Pasan los años y las dinámicas de poder doméstico siguen arrastrando a los más indefensos.
Nos separamos de aquellos que una vez juramos querer, y a la hora de la repartición de las culpas, la justicia se pandea a favor de la presunta víctima.
Érase una vez la pareja perfecta. Y la pareja dio hijos. Y los hijos crecieron. Y los amorosos ya no lo fueron más. Ahora se odian. Llegó la hora de separarse.
Salieron los blocks de remisiones. Cuentas por cobrar: “tú me hiciste, tú me debes, tú me pagas”.
Érase una vez los hijos. Y los hijos no tenían por qué saber que sus padres eran enemigos. Ellos qué culpa. Antes se amaban, ya no. Y ellos, lo hijos, serían el gran pretexto para cometer mil y una arbitrariedades. Y los hijos ni siquiera sabían qué carajos era esa palabra.
Érase una vez la guerra. La madre es despojada o el padre es despojado. O la madre es apapachada por que el padre cometió una hijoeputez… Y el padre fue enviado al patíbulo. Bonita costumbre de no ver más allá de nuestro ombligo. Y en la guerra había un bando más dañado. Y el bando que tomó malas decisiones fue debilitado por el otro por una simple razón: el agraviado tomó algunos rehenes.

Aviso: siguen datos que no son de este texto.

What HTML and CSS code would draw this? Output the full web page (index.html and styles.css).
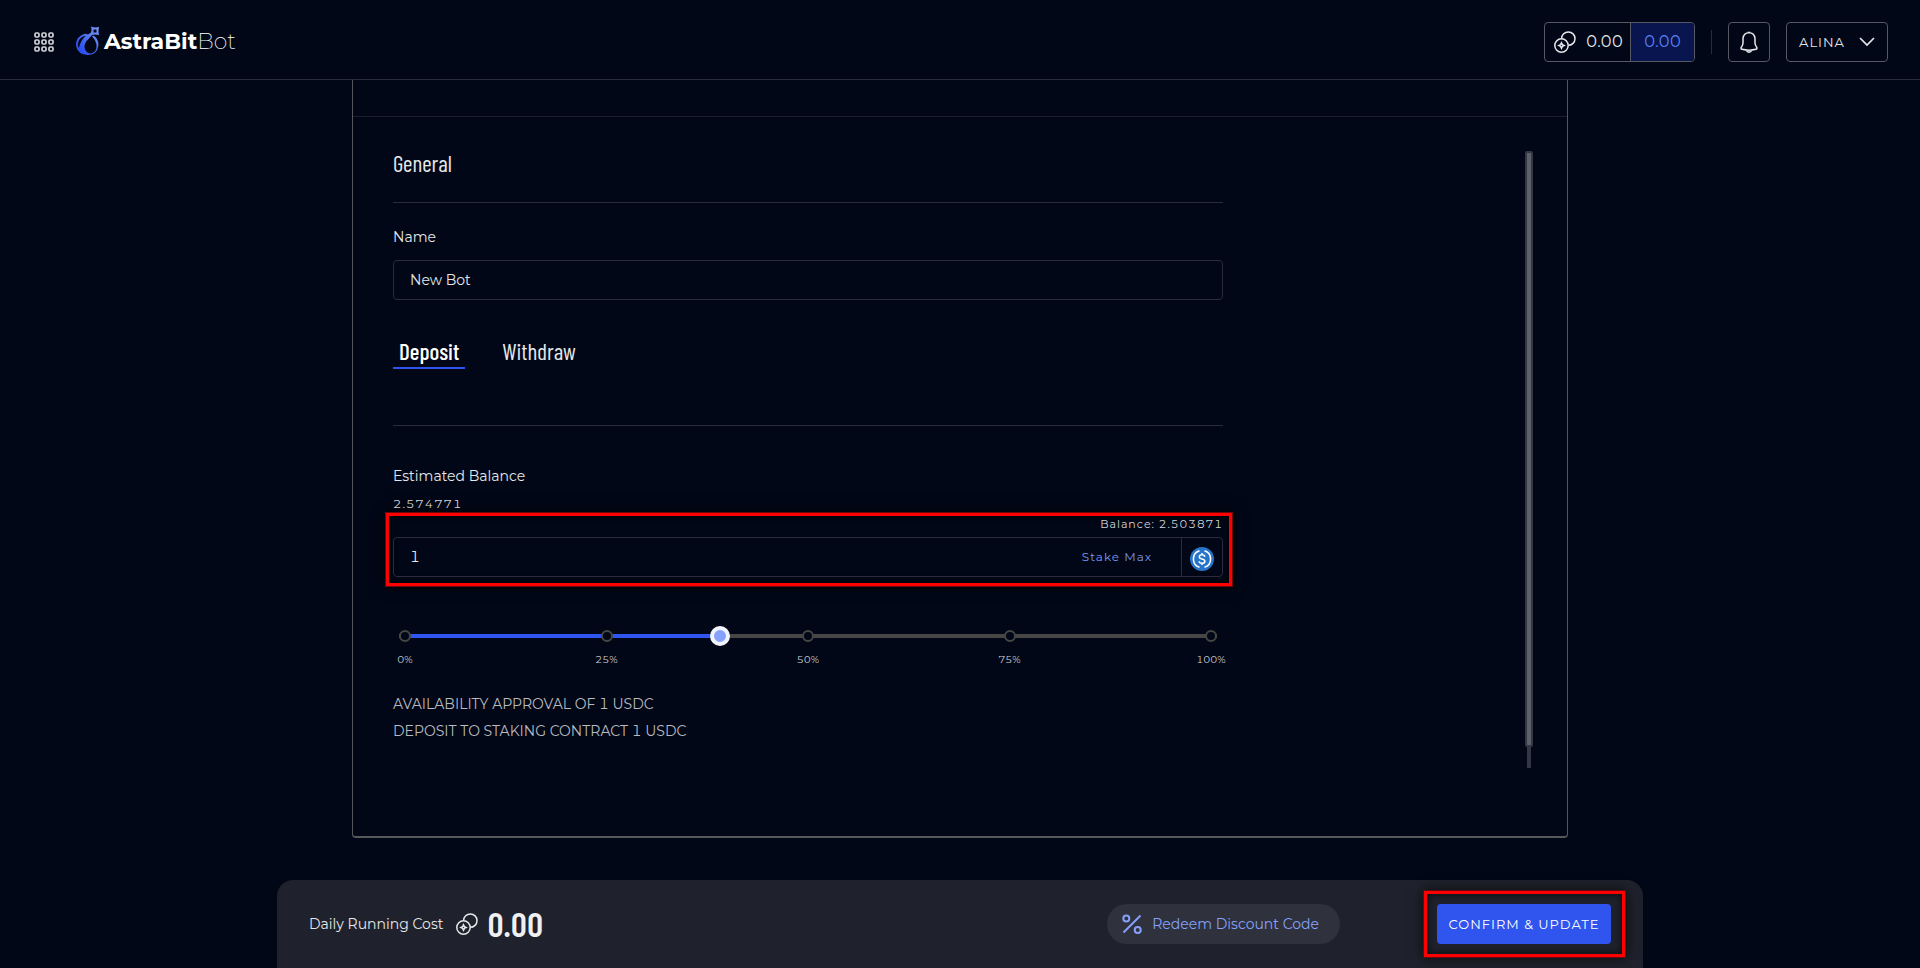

Érase una vez los rehenes.
Y los rehenes no eran otros más que los hijos. Bárbara costumbre de llevar a límite la estupidez en aras de ganar algo que siempre estuvo perdido. Ellos, los rehenes, quedaron en medio de la línea de fuego. Y sufrieron pestes, hambruna y frío.
Érase una vez el frío.
Y el bando que abdicó de la empresa familiar no tuvo campo de acción porque lo tenían atrincherado. El pelotón de fusilamiento estaba listo para disparar. Y el condenado a muerte tenía derecho a hacer una sólo petición.
Érase una vez ¿el perdón? ¿Y quién se cree con derechos de juzgar? Y el “perdón” no llegó hasta que el condenado a muerte fue desangrado (o desangrada). Y los rehenes no sabían qué carajos pensar porque, sin saberlo, los dos bandos (que otrora fueron sus amorosos padres) habían llegado a una tregua poco afortunada.
Érase una vez una mujer, o un hombre (o una mujer y un hombre) que pelean por una causa perdida: el desamor de la pareja cuando llega un tercero.
Érase una vez el dinero. Y el dinero amortiguó los golpes. Y subsanó culpabilidades.
Y en medio de los dos frentes, los rehenes.
Los hijos que la madre herida pone como escudo.
Los hijos que el padre tránsfuga tardará años en recuperar.